В качестве примера можно привести договоры о Панамском канале. Переговоры о замене одностороннего договора Хей-Бунау-Варильи от 1903 года велись спорадически со времен беспорядков 1964 года, и канал стал одним из вопросов предвыборной кампании 1976 года. Картер, по иронии судьбы, поклялся, что никогда не отдаст контроль США, но, вступив в должность, изменил своё мнение. Эксперты убедили его, что канал, хотя и остается полезным, больше не является жизненно важным для торговли и безопасности США. Дипломаты предупреждали, что без урегулирования беспорядки в Панаме могут поставить под угрозу контроль США над каналом. Вэнс был непосредственным свидетелем беспорядков 1964 года и был глубоко привержен переговорам. Картер все больше рассматривал договор как важный элемент своего нового, более примирительного подхода к Латинской Америке и Третьему миру в целом, «благоприятное начало новой эры», по его словам.[2122]
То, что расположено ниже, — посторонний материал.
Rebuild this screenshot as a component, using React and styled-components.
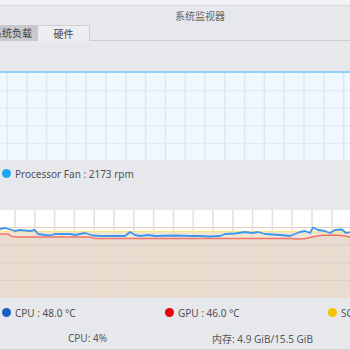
import React from 'react';
import styled, { createGlobalStyle } from 'styled-components';

const GlobalStyle = createGlobalStyle`
  html, body {
    margin: 0;
    padding: 0;
    background: #e7e8ec;
  }
  body {
    font-family: "Noto Sans", "Noto Sans CJK SC", sans-serif;
    font-size: 10px;
    color: #4d4f52;
  }
`;

const Window = styled.div`
  width: 350px;
  height: 350px;
  overflow: hidden;
  display: flex;
  flex-direction: column;
  background: #e7e8ec;
`;

const TopStrip = styled.div`
  height: 5px;
  background: #f3f3f5;
  border-bottom: 1px solid #d9d9dd;
`;

const Header = styled.div`
  height: 34px;
  display: flex;
  flex-direction: column;
  border-bottom: 1px solid #cdced2;
`;

const Title = styled.div`
  height: 19px;
  padding-left: 175px;
  line-height: 20px;
  color: #66686b;
`;

const Tabs = styled.div`
  display: flex;
  height: 16px;
  margin-top: auto;
  margin-bottom: -1px;
`;

const Tab = styled.div`
  box-sizing: border-box;
  width: ${p => p.w}px;
  height: 16px;
  display: flex;
  align-items: center;
  justify-content: ${p => (p.active ? 'center' : 'flex-end')};
  padding-right: ${p => (p.active ? 0 : 6)}px;
  overflow: hidden;
  background: ${p => (p.active ? '#eeeef0' : '#c9c9cd')};
  border-top: ${p => (p.active ? '1px solid #cfd0d4' : 'none')};
  border-right: ${p => (p.active ? '1px solid #cfd0d4' : 'none')};
  color: #3d3f42;
`;

const TabLabel = styled.span`
  position: relative;
  white-space: nowrap;
  flex-shrink: 0;
  &::after {
    content: '';
    display: ${p => (p.active ? 'block' : 'none')};
    position: absolute;
    left: 0;
    right: 0;
    bottom: -2px;
    height: 1px;
    background: #3daee9;
  }
`;

const Spacer = styled.div`
  height: ${p => p.h}px;
  flex-shrink: 0;
`;

const ChartBox = styled.div`
  height: ${p => p.h}px;
  flex-shrink: 0;
  background: ${p => p.bg};
  border-top: ${p => (p.topLine ? `2px solid ${p.topLine}` : 'none')};
  box-sizing: border-box;
  svg {
    display: block;
  }
`;

const LegendRow = styled.div`
  display: flex;
  height: ${p => p.h}px;
  align-items: center;
  padding-left: 2px;
`;

const LegendItem = styled.div`
  width: ${p => p.w || 163}px;
  flex-shrink: 0;
  display: flex;
  align-items: center;
  gap: 4px;
  white-space: nowrap;
  color: #4f5154;
`;

const Dot = styled.span`
  width: 9px;
  height: 9px;
  border-radius: 50%;
  background: ${p => p.color};
  flex-shrink: 0;
`;

const StatusBar = styled.div`
  display: flex;
  height: 22px;
  align-items: center;
  border-bottom: 1px solid #d3d4d8;
`;

const StatusCell = styled.div`
  flex: 1;
  text-align: center;
  color: #55575a;
`;

const BottomStrip = styled.div`
  flex: 1;
  background: #f2f2f4;
`;

const range = (start, step, end) => {
  const out = [];
  for (let v = start; v <= end; v += step) out.push(v);
  return out;
};

const blue = [
  [0, 230], [5, 229], [15, 232], [20, 231], [30, 232], [35, 231], [38, 235], [45, 236],
  [50, 236.5], [55, 235], [70, 235], [75, 236], [85, 234], [93, 236.5], [100, 237],
  [125, 237], [130, 233], [135, 236], [140, 237], [148, 236], [155, 237], [175, 236.5],
  [190, 237], [200, 237], [210, 237.5], [220, 237], [225, 235], [235, 234.5], [245, 233],
  [252, 234], [258, 233], [265, 235], [280, 236], [290, 237], [295, 235], [300, 233],
  [305, 232], [310, 234], [313, 228.5], [318, 231], [325, 232], [330, 234], [335, 231],
  [342, 230.5], [346, 234], [350, 233],
];

const red = [
  [0, 235], [8, 235], [12, 237.5], [20, 238], [90, 238], [95, 239.5], [290, 239.5],
  [300, 240], [306, 239.5], [312, 238], [320, 236.5], [335, 236], [345, 237], [350, 238],
];

const yellow = [[0, 232.5], [300, 232.5], [320, 233], [350, 233]];

const Chart1 = () => (
  <svg width="350" height="87">
    {range(17.6, 17.6, 80).map(y => (
      <line key={y} x1="0" x2="350" y1={y} y2={y} stroke="#dde9f2" strokeWidth="1" />
    ))}
    {range(7, 19.8, 350).map(x => (
      <line key={x} x1={x} x2={x} y1="0" y2="87" stroke="#dce8f1" strokeWidth="1.5" />
    ))}
  </svg>
);

const Chart2 = () => {
  const top = 211;
  const pts = arr => arr.map(([x, y]) => `${x},${y - top}`).join(' ');
  const area = arr => `0,88 ${pts(arr)} 350,88`;
  return (
    <svg width="350" height="88">
      <polygon points={area(yellow)} fill="#efe6d6" />
      <polygon points={area(red)} fill="#eadbcf" />
      {range(17.6, 17.6, 80).map(y => (
        <line key={y} x1="0" x2="350" y1={y} y2={y} stroke="#ddccbf" strokeWidth="1" />
      ))}
      {range(15, 19.8, 350).map(x => (
        <line key={x} x1={x} x2={x} y1="0" y2="88" stroke="#e6ddd6" strokeWidth="1.5" opacity="0.9" />
      ))}
      <polyline points={pts(yellow)} fill="none" stroke="#fbe58a" strokeWidth="1.6" />
      <polyline points={pts(red)} fill="none" stroke="#f4746c" strokeWidth="1.6" />
      <polyline points={pts(blue)} fill="none" stroke="#3d97f0" strokeWidth="1.8" strokeLinejoin="round" />
    </svg>
  );
};

export default function App() {
  return (
    <>
      <GlobalStyle />
      <Window>
        <TopStrip />
        <Header>
          <Title>系统监视器</Title>
          <Tabs>
            <Tab w={38}>
              <TabLabel>系统负载</TabLabel>
            </Tab>
            <Tab w={52} active>
              <TabLabel active>硬件</TabLabel>
            </Tab>
          </Tabs>
        </Header>
        <Spacer h={30} />
        <ChartBox h={89} bg="#eef8fe" topLine="#8fd1f6">
          <Chart1 />
        </ChartBox>
        <LegendRow h={28}>
          <LegendItem w={200}>
            <Dot color="#1aa6f3" />
            Processor Fan : 2173 rpm
          </LegendItem>
        </LegendRow>
        <Spacer h={23} />
        <ChartBox h={88} bg="#ffffff">
          <Chart2 />
        </ChartBox>
        <LegendRow h={30}>
          <LegendItem>
            <Dot color="#1a5fc0" />
            CPU : 48.0 °C
          </LegendItem>
          <LegendItem>
            <Dot color="#e8000b" />
            GPU : 46.0 °C
          </LegendItem>
          <LegendItem>
            <Dot color="#f5c400" />
            SOC
          </LegendItem>
        </LegendRow>
        <StatusBar>
          <StatusCell>CPU: 4%</StatusCell>
          <StatusCell>内存: 4.9 GiB/15.5 GiB</StatusCell>
        </StatusBar>
        <BottomStrip />
      </Window>
    </>
  );
}
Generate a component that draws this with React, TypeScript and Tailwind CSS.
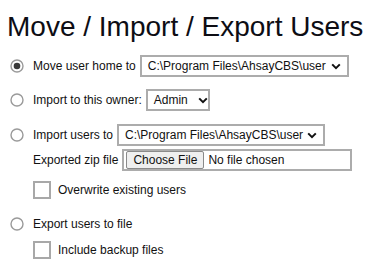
import type { ReactNode } from 'react';

const font = { fontFamily: '"Liberation Sans", Arial, sans-serif' };

function Radio({ checked = false }: { checked?: boolean }) {
  return (
    <svg width="14" height="14" viewBox="0 0 14 14" className="shrink-0">
      <circle cx="7" cy="7" r="6" fill="#fff" stroke="#9a9a9a" strokeWidth="1.4" />
      {checked && <circle cx="7" cy="7" r="3.3" fill="#3a3a3a" />}
    </svg>
  );
}

function Checkbox() {
  return <div className="h-[18px] w-[18px] shrink-0 border-2 border-[#a8a8a8] bg-white" />;
}

function Chevron() {
  return (
    <svg width="10" height="7" viewBox="0 0 10 7" className="shrink-0">
      <path d="M1.2 1.4 5 5.2 8.8 1.4" fill="none" stroke="#111" strokeWidth="2" />
    </svg>
  );
}

function Select({ value, width }: { value: string; width: string }) {
  return (
    <div
      className={`ml-1 flex h-[22px] items-center justify-between border-2 border-[#acacac] bg-white pl-[6px] pr-[6px] text-[12px] text-[#111] ${width}`}
    >
      <span className="whitespace-nowrap">{value}</span>
      <Chevron />
    </div>
  );
}

function Row({ children, className = '' }: { children: ReactNode; className?: string }) {
  return <div className={`flex items-center text-[12px] text-[#111] ${className}`}>{children}</div>;
}

export default function App() {
  return (
    <div className="h-[270px] w-[380px] bg-white pl-[7px]" style={font}>
      <h1 className="pt-[11px] text-[28px] leading-[32px] font-normal text-[#0d0d14]">
        Move / Import / Export Users
      </h1>

      <Row className="mt-[12px] h-[22px] pl-[3px]">
        <Radio checked />
        <span className="ml-[9px]">Move user home to</span>
        <Select value="C:\Program Files\AhsayCBS\user" width="w-[209px]" />
      </Row>

      <Row className="mt-[12px] h-[22px] pl-[3px]">
        <Radio />
        <span className="ml-[9px]">Import to this owner:</span>
        <Select value="Admin" width="w-[64px] gap-[10px]" />
      </Row>

      <Row className="mt-[13px] h-[22px] pl-[3px]">
        <Radio />
        <span className="ml-[9px]">Import users to</span>
        <Select value="C:\Program Files\AhsayCBS\user" width="w-[208px]" />
      </Row>

      <Row className="mt-[3px] h-[22px] pl-[26px]">
        <span>Exported zip file</span>
        <div className="ml-1 flex h-[22px] w-[230px] items-center border-2 border-[#acacac] bg-white pl-[2px]">
          <div className="flex h-[18px] w-[78px] items-center justify-center rounded-[2px] border border-[#8a8a8a] bg-[#efefef]">
            Choose File
          </div>
          <span className="ml-[4px]">No file chosen</span>
        </div>
      </Row>

      <Row className="mt-[10px] h-[18px] pl-[26px]">
        <Checkbox />
        <span className="ml-[7px]">Overwrite existing users</span>
      </Row>

      <Row className="mt-[14px] h-[22px] pl-[3px]">
        <Radio />
        <span className="ml-[9px]">Export users to file</span>
      </Row>

      <Row className="mt-[6px] h-[18px] pl-[26px]">
        <Checkbox />
        <span className="ml-[7px]">Include backup files</span>
      </Row>
    </div>
  );
}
Соединенные Штаты добились приемлемого договора отчасти потому, что панамский диктатор генерал Омар Торрихос нуждался в нём так же сильно, как и они. Экономика его страны находилась в руинах, безработица резко возросла. Находясь под огнём левых протестующих с одной стороны и Национальной гвардии — с другой, Торрихос отчаянно нуждался в доходах от договора, чтобы укрепить своё шаткое положение. В августе 1977 года Вашингтон заключил договор, достаточно выгодный, чтобы представить его скептически настроенной американской общественности. После ратификации договора Панама брала на себя территориальную юрисдикцию над каналом и юридическую юрисдикцию в течение трех лет, но Соединенные Штаты продолжали управлять каналом и несли ответственность за его защиту до 31 декабря 1999 года. Десять тысяч беспокойных «зонианцев» могли сохранять свои рабочие места до выхода на пенсию или смерти. Главная уступка Панамы — решающая для успеха договора с точки зрения североамериканцев — заключалась в том, что даже после 1 января 2000 года Соединенные Штаты могли защищать нейтралитет канала. Вашингтон заплатил 40 миллионов долларов, чтобы подсластить сделку, и включил в неё привлекательный пакет помощи и торговли. Несмотря на значительные уступки, Соединенные Штаты явно выиграли от этого договора.